Lasem Heritage Trail (1)

"Pokoknya saya pingin lihat tempat-tempat kunonya Lasem!" begitu kata saya pada Pop, guide sekaligus teman blusukan di Lasem. Pop yang memang aktif dalam Lasem Heritage Society mengiyakan dengan antusias. Jadilah pagi itu, di tengah-tengah teriknya matahari Lasem, saya melakukan heritage trail bersama Pop dan teman-teman dari Lasem heritage.

KLENTENG TJOE AN KIONG
Rute pertama saya adalah mengunjungi Klenteng Tjoe An Kiong di jalan Dasun.
Sebuah klenteng yang paling tua dan besar di Lasem.

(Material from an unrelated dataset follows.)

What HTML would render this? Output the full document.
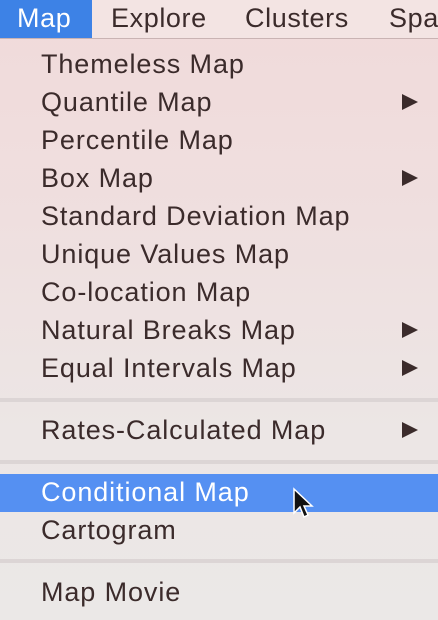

Klenteng yang sempat jadi tempat syuting film Ca Bau Kan pada awal tahun 2000 an yang lalu.
Klenteng ini merupakan tempat pemujaan bagi 3 dewa, yaitu pemujaan terhadap dewi laut (Mak Co), dewa bumi, dan pada sesepuh dan pahlawan Lasem, Panji Margono.

Tjoe An Koong

Pada dua sisi dinding terdapat semacam relief-relief berbentuk kotak-kotak. Namun ketika saya bertanya tentang cerita yang ada di relief tersebut, saya tidak mendapatkan jawaban.

Altar

Relief

Ketika saya sedang asyik memotret area altar dari sebuah jarak, petugas yang menemani saya menghampiri lalu berbisik, "Mbak, boleh memotret altar dari jauh tapi tidak boleh memotret altar satu per satu dari dekat ya. Karena kalau ingin memotret altar satu per satu harus minta 'ijin' dulu!"
Saya sedikit heran dengan kata 'ijin' yang diucapkan dengan penekanan lebih. Lalu saya bertanya maksud dari ijin tersebut. Petugas itu menjelaskan, ijin di sini adalah semacam ritual keagamaan singkat. Katanya lagi, beberapa film Indonesia yang pernah menggunakan klenteng ini sebagai tempat syuting sering mengalami 'gangguan' ketika sedang mengambil gambar altar-altar tersebut.
Hmm.....dapat cerita baru, nih!

VIHARA KARUNA DHARMA
Setelah usai mengelilingi klenteng, saya diajak Pop untuk berkunjung ke Vihara yang letaknya tepat di belakang klenteng Tjoe An Kiong ini. Namanya Vihara Karuna Dharma (Theravada). Menurut cerita, pada mulanya vihara ini adalah rumah tinggal biasa. Namun oleh pemiliknya kemudian digunakan sebagai vihara. 
Keunikan vihara ini terletak pada arsitekturnya. Pada bagian depan vihara, deretan kolom-kolom berukuran besar menunjukkan bahwa pada bagian depan bangunan ini dibangun dengan arsitektur kolonial. Namun pada bagian bangunan utamanya dibangun dengan sentuhan arsitektur Cina.


Bagian depan vihara

Altar untuk menghormati arwah pemilik vihara
Altar untuk sembahyangan
Penunggu vihara (kiri) dan mba Riris (kanan) dari BCB Jawa Tegah
Di vihara ini, saya sempet iseng naik menuju loteng atas. Konon, loteng itu digunakan sebagai tempat penyimpanan hasil panen. Tapi ada juga yang berujar mungkin loteng itu pernah digunakan sebagai tempat untuk menyimpan candu mengingat jarak antara vihara dan Rumah Candu dekat. Entah mana yang benar. Oya, layaknya rumah-rumah cina di Lasem, vihara ini menggunakan lantai dari kayu. Namun sayangnya tampak tak terawat. 
Sambil menunggu teman-teman yang masih asyik memotret, seorang peserta heritage trail sibuk memetik jambu yang sudah matang dari pohon jambu yang terdapat di halaman vihara ini. Hummm!!! Enaakkk!!!